Wicked Horror: As a cinematographer, what would you say is the most important part of your job?

Peter Buntaine: The most fun and easiest part is holding the camera, shooting pretty stuff. The most important part is tike and crew management, otherwise you don’t get to do the fun part.

Wicked Horror: We hear that you are personally a big fan of horror films. What draws you to them?

Peter Buntaine: I think I just like the variety of the genre. And the way people can take big stylistic swings. 

Wicked Horror: Any obscure horror films you have seen lately that you want to recommend?

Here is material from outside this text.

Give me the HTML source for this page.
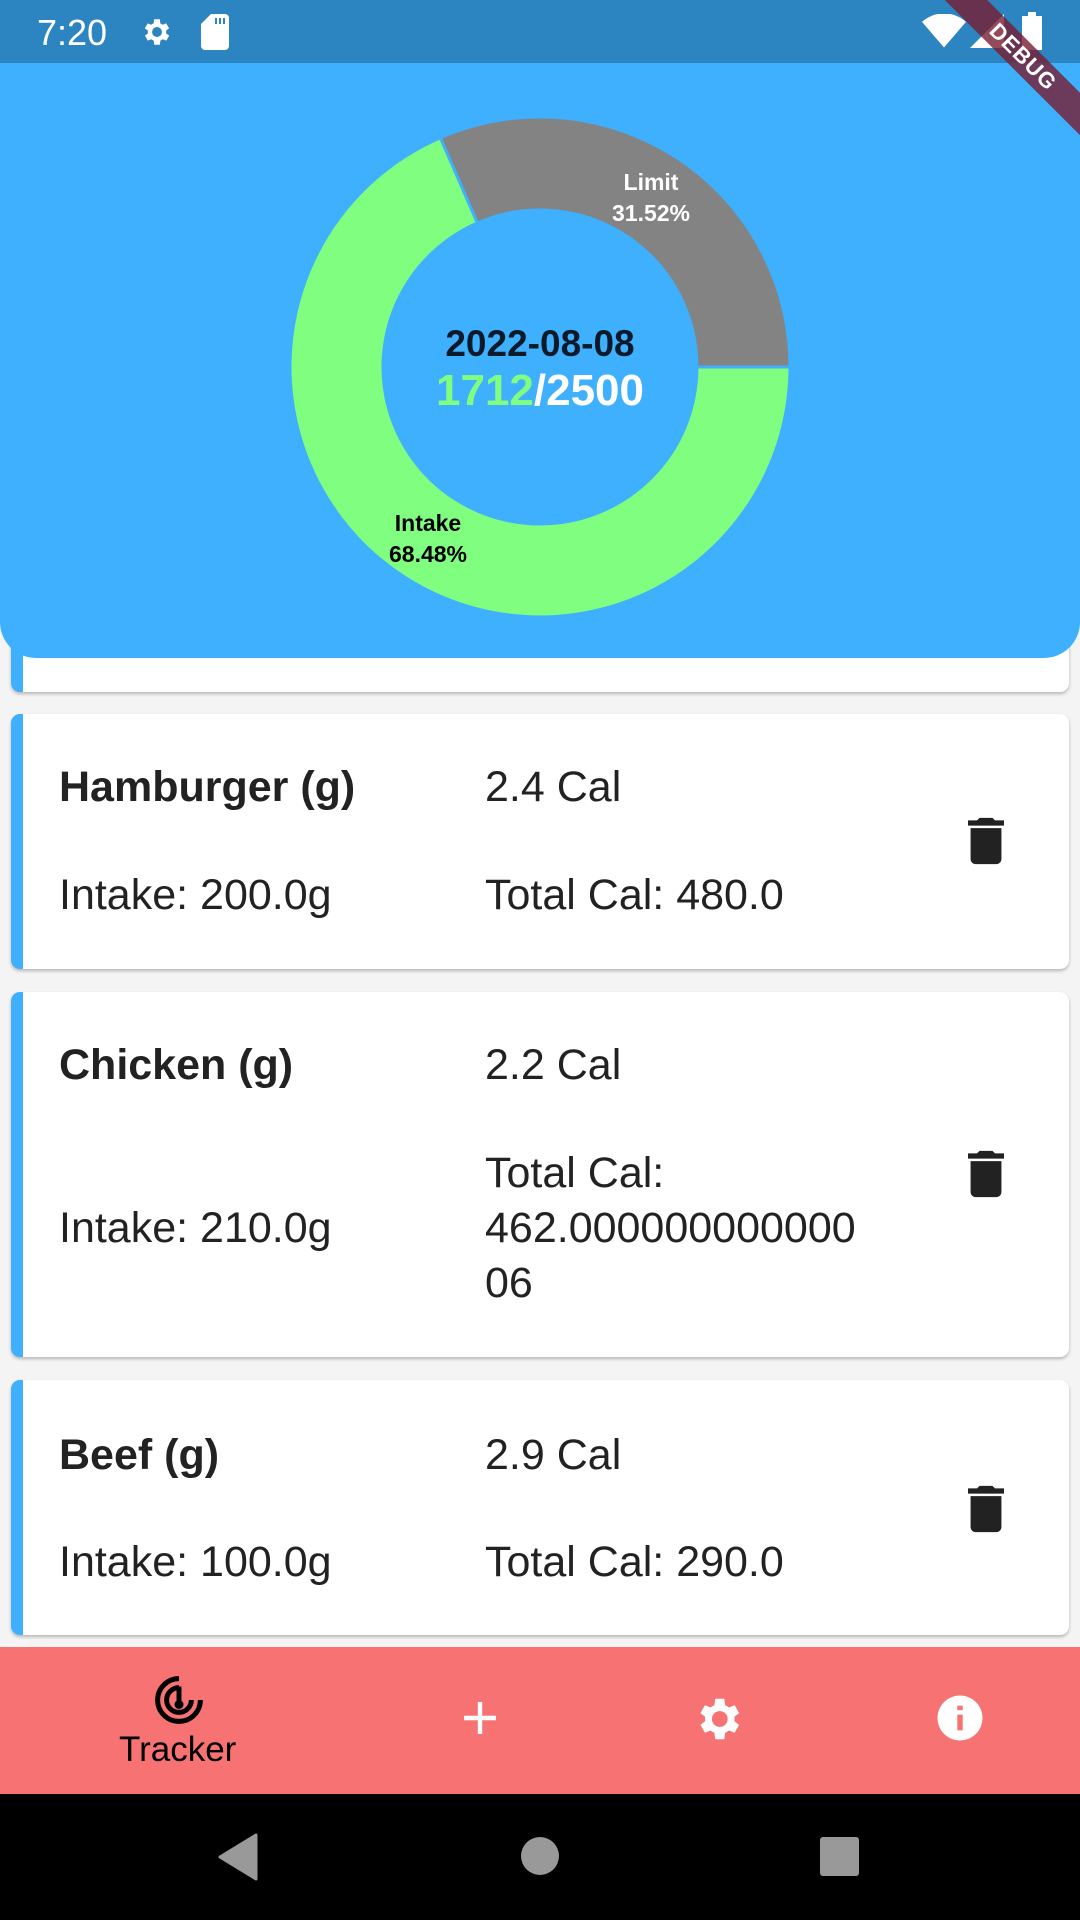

Peter Buntaine: The only horror I’ve been watching recently is mostly new release stuff that I think everyone is watching. I will mention the films that were major touchstones for the look of Alone at Night. These aren’t especially obscure, but they also aren’t that well known, especially if you’re younger than me. The films are Pumpkinhead and Tales from the Crypt: Demon Knight. I really love both those films. Their stories have nothing to do with Alone at Night or with each other, but visually I found them to be quite inspiring. Pumpkinhead is a classic. It’s a movie that I looked at the VHS of in the store for years before I figured out a way to rent it. Demon Knight is directed by Ernest Dickerson, who’s known for being Spike Lee’s DP and also his work on The Walking Dead as director. You can see him just really push the envelope with colors in this movie I think and have a lot of fun. Maybe he let loose in a way working on something less serious or without an “Auteur” looking over his shoulder.